Furthermore, in northern Uganda and Kampala, the ICC trial was live streamed and translated in various places so that local communities in areas most affected can follow and understand the proceedings.

The representatives of both groups of participating victims illustrated the continuous harm suffered by the victims and voiced their clients’ different expectations of the trial.

The Office of the Public Counsel for the Defense representative Paolina Massida, underlined the harm and psychological trauma suffered by numerous women abducted by the LRA, such as their inability to form normal personal relationships.

One victim, who expressed her suffering in a video presented by Massida, said “only justice could make us feel alive again”.

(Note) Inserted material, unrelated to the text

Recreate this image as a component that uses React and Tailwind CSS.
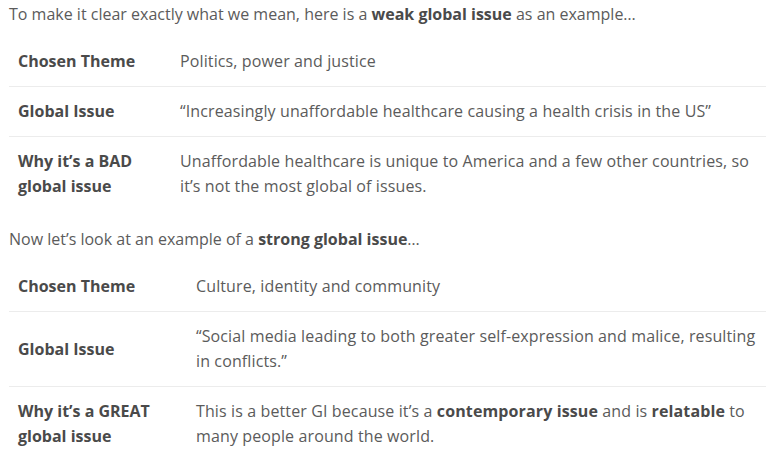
import React from 'react';

const weakRows = [
  { label: 'Chosen Theme', value: 'Politics, power and justice' },
  { label: 'Global Issue', value: '“Increasingly unaffordable healthcare causing a health crisis in the US”' },
  { label: <>Why it’s a BAD<br />global issue</>, value: 'Unaffordable healthcare is unique to America and a few other countries, so it’s not the most global of issues.' },
];

const strongRows = [
  { label: 'Chosen Theme', value: 'Culture, identity and community' },
  { label: 'Global Issue', value: '“Social media leading to both greater self-expression and malice, resulting in conflicts.”' },
  {
    label: <>Why it’s a GREAT<br />global issue</>,
    value: <>This is a better GI because it’s a <b className="font-bold text-[#4a4a4a]">contemporary issue</b> and is <b className="font-bold text-[#4a4a4a]">relatable</b> to many people around the world.</>,
  },
];

const IssueTable = ({ rows, labelWidth }) => (
  <table className="w-[757px] table-fixed border-collapse mb-4">
    <colgroup>
      <col className={labelWidth} />
      <col />
    </colgroup>
    <tbody>
      {rows.map((row, i) => (
        <tr key={i} className={i < rows.length - 1 ? 'border-b border-[#ececec]' : ''}>
          <td className="px-[9px] py-3 align-middle font-bold text-[#4a4a4a]">{row.label}</td>
          <td className="px-[9px] py-3 align-middle tracking-[0.12px]">{row.value}</td>
        </tr>
      ))}
    </tbody>
  </table>
);

export default function App() {
  return (
    <div className="w-[772px] h-[454px] overflow-hidden bg-white pl-[9px] pt-[2px] text-[16px] leading-[25px] text-[#5b5b5b] font-['Open_Sans',sans-serif]">
      <p className="mb-[10px]">
        To make it clear exactly what we mean, here is a <b className="font-bold text-[#4a4a4a]">weak global issue</b> as an example…
      </p>
      <IssueTable rows={weakRows} labelWidth="w-[162px]" />
      <p className="mb-[10px]">
        Now let’s look at an example of a <b className="font-bold text-[#4a4a4a]">strong global issue</b>…
      </p>
      <IssueTable rows={strongRows} labelWidth="w-[178px]" />
    </div>
  );
}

Independent counsel for victims Joseph Akwenyu Manoba and Francis Cox described the disastrous consequences the LRA conflict had on men of the affected communities.

They noted the physical injuries and psychological scars caused by the crimes of the LRA and how victims of sexual crimes continued to suffer.

They highlighted that men were left with no desire to work, and developed issues such as alcoholism.

They also noted the challenges former child soldiers conscripted by the LRA faced with reintegrating into societies and the stigma they experienced from being associated with the group.

 

Defense request for psychiatric evaluation dismissed

The evening before the opening of the trial, the defense team submitted a motion requesting the Court to halt the trial while psychiatric evaluations of Ongwen were carried out.

After conducting their own expert psychological examination, the defense claimed Ongwen does not understand the charges against him, is mentally unfit that prevents him from understanding the unlawfulness of his actions, and is therefore not fit to stand trial.

The request was dismissed by President Bertram Schmitt, with him underlining the untimeliness of the motion and emphasizing the importance of conducting an efficient and expeditious trial. He also noted that the Defense had failed to provide the Court with their expert report on the mental condition of Ongwen.

A further psychological assessment by the ICC Registry may be conducted, said the judges.